In gray area involving fees, justices back union
WASHINGTON — With rare unanimity, the Supreme Court ruled yesterday that the First Amendment rights of non-union state employees are not violated when they are required to contribute fees toward a narrow category of union litigation activities.
The ruling in Locke v. Karass decided the latest in a series of First Amendment challenges brought by “right to work” advocates seeking to weaken the ability of unions to collect fees from non-members.
The Court has said that non-members can be required to pay fees — not dues — to unions for services that all employees in a workplace can benefit from, such as collective bargaining. But it has ruled against requiring non-members to fund certain union political activities with which they disagree. The high court and lower courts have divided, however, on fees for activities that fall in a gray area that challengers say violate workers’ right against forced political speech.

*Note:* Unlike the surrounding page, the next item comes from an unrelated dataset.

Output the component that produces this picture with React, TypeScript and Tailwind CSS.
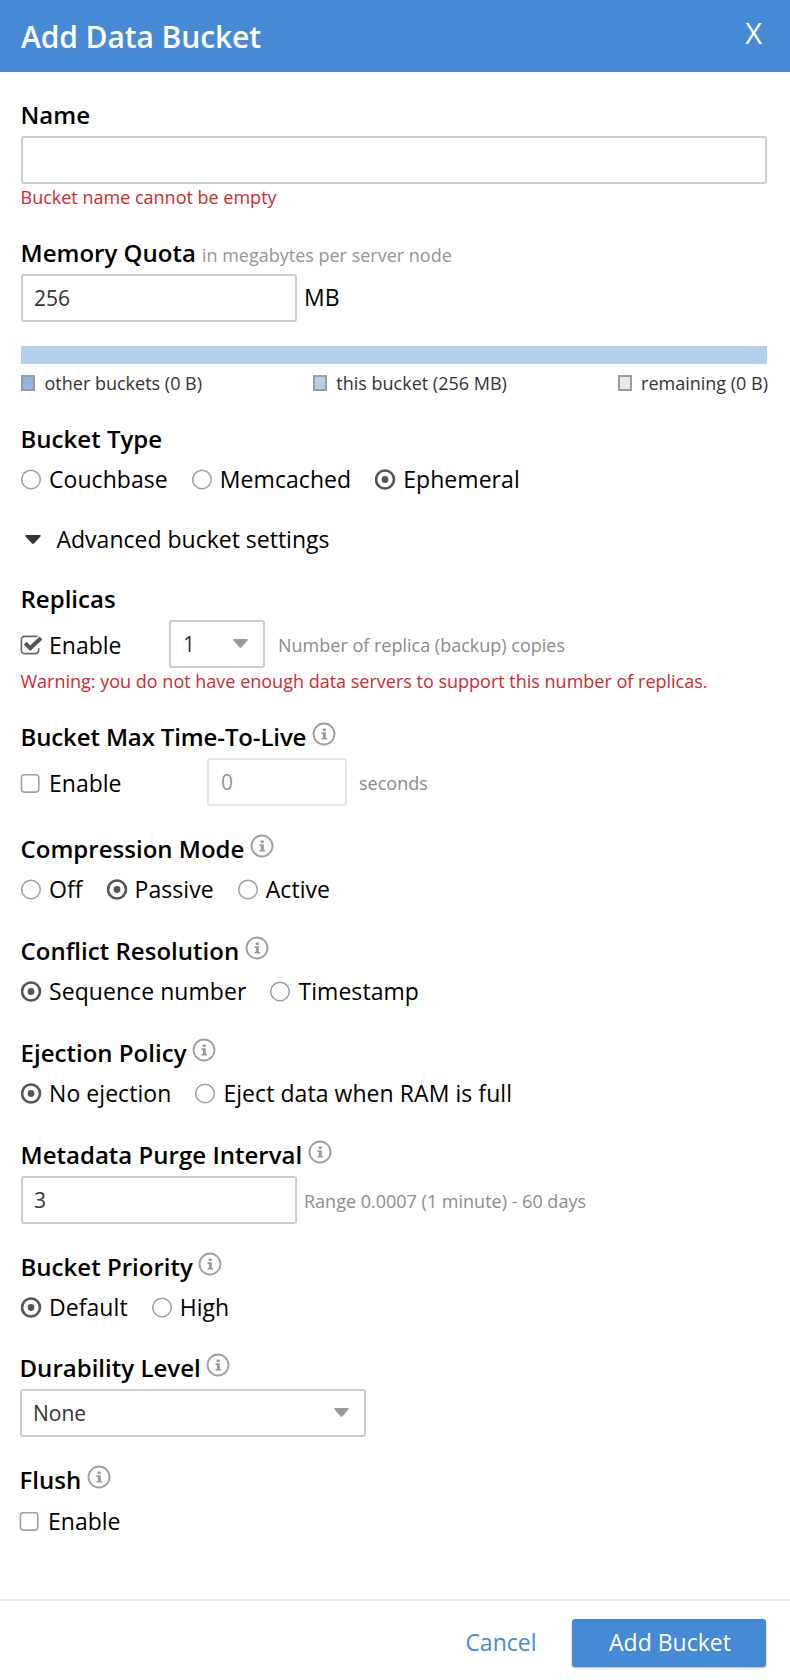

In the case decided yesterday, Maine requires non-member employees to pay a service fee to the Maine State Employees Association. Objecting non-members challenged the portion of the fee that the union local pays to its national parent union for national litigation that does not directly benefit Maine workers. The litigation does not relate to political or lobbying activities, but the non-members still claim they should not be forced to pay for it.
In past cases, the justices have not ruled on this category of fees, which in the Maine case amounted to less than $1 a month per employee.
But this time the Court resolved the question about this category definitively in favor of the union. Writing for the Court, Justice Stephen Breyer said national litigation costs can be charged to non-members, as long as the litigation meets two criteria. First, the subject matter of the litigation must bear “an appropriate relation” to subjects such as collective bargaining or contract administration. Second, the arrangement between the local and the national union must be reciprocal — meaning that the litigation must be of the sort that could ultimately benefit the local, or that other locals would pay for if it had been initiated by the Maine union.
Breyer wrote that he could find “no sound basis” for distinguishing between national conventions and national publications — the costs for which the Court has said in past cases can be charged to non-members — and national litigation.
Justice Samuel Alito Jr. wrote a concurrence, joined by Chief Justice John Roberts Jr. and Antonin Scalia, cautioning that the term “reciprocity” as used by Breyer has not been defined in detail.
The National Right to Work Foundation, which aided the Maine non-members, criticized the Court for ruling that “Maine state employees can be compelled under penalty of losing their jobs to pay into an international union’s litigation slush fund.”
Mark Mix, president of the foundation, said, “America’s workers were not well served by this ruling. The U.S. Supreme Court missed an obvious opportunity to apply explicitly the same ‘strict scrutiny’ standard that applies under the First Amendment to other content-based government restrictions on free speech.”